Nearby, in the Lungshan Temple of Manka, tourists and worshippers mingled peacefully under a haze of incense smoke. At different shrines, huge piles of foods were offered to deities. At one dedicated to study, a child had left an apple to ask for a blessing in an upcoming spelling test. Mothers who had recently given birth delivered sesame oil chicken to the shrine for fertility, as a way of giving thanks.
We discovered that we couldn’t have been more wrong about Taipei being sleepy. A friend from London happened to be travelling through and he insisted we visit the night markets with him, to try out some of the more exotic delicacies. Even the names of the markets felt strange to our tongues. We went from Shilin to Huaxi and ended up in Ningxia. Everything was cheap, which meant you could order dish after dish, and have a bite of whatever looked appetising — or worth trying for a dare.
In the first category were warm potato balls dusted with sour plum salt that made your lips pucker. Fluffy bao buns stuffed with glutinous pork. Double-fried chicken served with a chilli sauce as thick as jam. In the second category were whelks, ugly- looking seacucumbers, frogspawn — which we later discovered was more tapioca — raw fish skin and stinky tofu. The halitosis-pong of this traditional Chinese delicacy belies a taste which is actually quite mild. It is the Stilton of the East.
Our trip around the night markets was interrupted by an almighty bang — never a sound you want to hear in a city. But nobody seemed as shocked as we were. An elderly man was making popped rice in a rusty-old car engine to sell as a snack to revellers.
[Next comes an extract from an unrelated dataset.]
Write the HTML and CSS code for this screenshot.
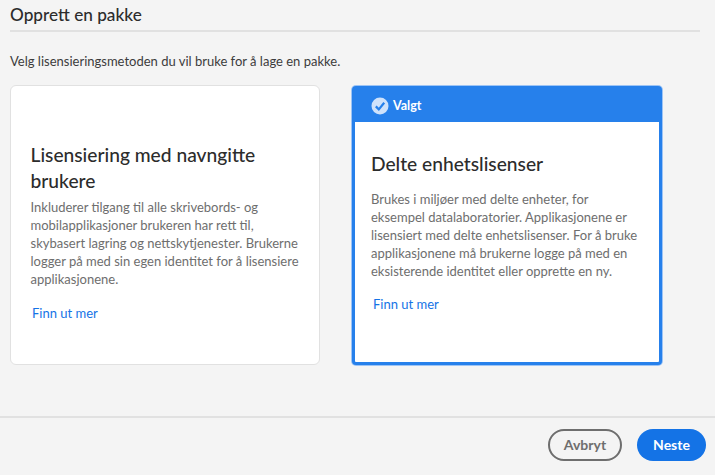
FILE: index.html
```html
<!DOCTYPE html>
<html lang="nb">
<head>
  <meta charset="UTF-8">
  <meta name="viewport" content="width=device-width, initial-scale=1.0">
  <link rel="stylesheet" href="styles.css">
  <title>Opprett en pakke</title>
</head>
<body>
  <div class="main">
    <h1 class="title">Opprett en pakke</h1>
    <p class="intro">Velg lisensieringsmetoden du vil bruke for å lage en pakke.</p>

    <div class="cards">
      <div class="card">
        <div class="card-body">
          <h2>Lisensiering med navngitte brukere</h2>
          <p>Inkluderer tilgang til alle skrivebords- og<br>mobilapplikasjoner brukeren har rett til,<br>skybasert lagring og nettskytjenester. Brukerne<br>logger på med sin egen identitet for å lisensiere<br>applikasjonene.</p>
          <a href="#" class="more">Finn ut mer</a>
        </div>
      </div>

      <div class="card selected">
        <div class="selected-bar">
          <svg class="check" width="18" height="18" viewBox="0 0 18 18">
            <circle cx="9" cy="9" r="8.5" fill="#cfe2fb"/>
            <path d="M4.8 9.4 L7.8 12.4 L13.2 5.8" fill="none" stroke="#2680eb" stroke-width="2.2"/>
          </svg>
          <span>Valgt</span>
        </div>
        <div class="card-body">
          <h2>Delte enhetslisenser</h2>
          <p>Brukes i miljøer med delte enheter, for<br>eksempel datalaboratorier. Applikasjonene er<br>lisensiert med delte enhetslisenser. For å bruke<br>applikasjonene må brukerne logge på med en<br>eksisterende identitet eller opprette en ny.</p>
          <a href="#" class="more">Finn ut mer</a>
        </div>
      </div>
    </div>
  </div>

  <div class="footer">
    <button type="button" class="btn-cancel">Avbryt</button>
    <button type="button" class="btn-next">Neste</button>
  </div>
</body>
</html>
```

FILE: styles.css
```css
* {
  margin: 0;
  padding: 0;
  box-sizing: border-box;
}

html, body {
  height: 475px;
  overflow: hidden;
}

body {
  background-color: #f4f4f4;
  font-family: Lato, "Open Sans", sans-serif;
  color: #2c2c2c;
}

.main {
  height: 418px;
  padding: 0 15px 0 10px;
  border-bottom: 2px solid #e1e1e1;
}

.title {
  height: 32px;
  padding-top: 1px;
  font-size: 17.2px;
  font-weight: 500;
  line-height: 28px;
  border-bottom: 2px solid #e1e1e1;
}

.intro {
  margin-top: 20px;
  font-size: 13px;
  line-height: 18px;
  white-space: nowrap;
  color: #3c3c3c;
}

.cards {
  display: flex;
  gap: 32px;
  margin-top: 15px;
}

.card {
  width: 310px;
  height: 280px;
  background-color: #fff;
  border: 1px solid #e1e1e1;
  border-radius: 6px;
  display: flex;
  flex-direction: column;
}

.card-body {
  flex: 1;
  padding: 56px 20px 0 19.5px;
}

.card h2 {
  font-size: 19.2px;
  font-weight: 500;
  line-height: 26px;
  color: #2c2c2c;
}

.card p {
  margin-top: 4px;
  font-size: 13px;
  line-height: 18px;
  white-space: nowrap;
  color: #6e6e6e;
}

.more {
  display: block;
  margin: 16px 0 0 1.5px;
  font-size: 13px;
  line-height: 18px;
  color: #1473e6;
  text-decoration: none;
}

.selected {
  margin-top: 1px;
  height: 279px;
  border: 3px solid #2680eb;
  border-radius: 4px;
  box-shadow: 0 0 0 1px #9dc4f5;
}

.selected-bar {
  display: flex;
  align-items: center;
  gap: 4px;
  height: 33px;
  padding-left: 16px;
  background-color: #2680eb;
  color: #fff;
  font-size: 12.5px;
  font-weight: 700;
}

.selected .card-body {
  padding: 29px 18px 0 16px;
}

.selected .card-body p {
  margin-top: 13px;
}

.selected .more {
  margin-top: 15px;
  margin-left: 2px;
}

.footer {
  display: flex;
  justify-content: flex-end;
  align-items: center;
  gap: 15px;
  height: 57px;
  padding: 0 9px 4px 0;
}

button {
  height: 32px;
  border-radius: 16px;
  font-family: Lato, sans-serif;
  font-size: 14px;
  font-weight: 700;
}

.btn-cancel {
  width: 74px;
  background-color: transparent;
  border: 2px solid #6e6e6e;
  color: #6e6e6e;
}

.btn-next {
  width: 69px;
  background-color: #1473e6;
  border: 0;
  color: #fff;
}
```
Taipei was founded in the early 18th century by Chinese immigrants. The Japanese took over Taiwan in the late 19th century but the island was returned to Chinese control following Japan’s defeat in the second world war. When the Communists came to power in mainland China, Chiang Kai-shek and the Kuomintang Nationalist party fled to Taiwan, where they set up a government in exile. When we did ask a few questions about the current state of play, the replies seemed cagey. ‘There are lots of young people in Taiwan who now want to benefit from China’s prosperity, but what has happened to Hong Kong has made us wary of relinquishing too much power to China,’ said one woman we met. Taiwan has digested a lot over the years.
By way of an example of the intricate political situation, if you search on Google for Taiwan’s national airline, you are directed to China Airlines. China, after all, considers Taiwan to be its province. We flew with Eva Air, which is Taiwan’s biggest airline, and met one of the pilots. Where is best to eat, we asked, because it seemed the most diplomatic question.
‘Everyone will tell you to go to Din Tai Fung’ – and he was right, they had. ‘But the place to go,’ he said, is Dragon Inn Dumpling House. And so we did – even though our stomachs groaned. This dilapidated wooden inn couldn’t have been more different to its fastidious rival. Everything was sticky. The menus, the waxy tablecloths, the floor. The vinegar came in grubby plastic bottles and the walls were covered in layers of graffiti. But when white porcelain bowls arrived filled with steaming beef broth and plates turned up piled high with translucent dumplings, we couldn’t have cared less. We would have flown all the way back just for another helping.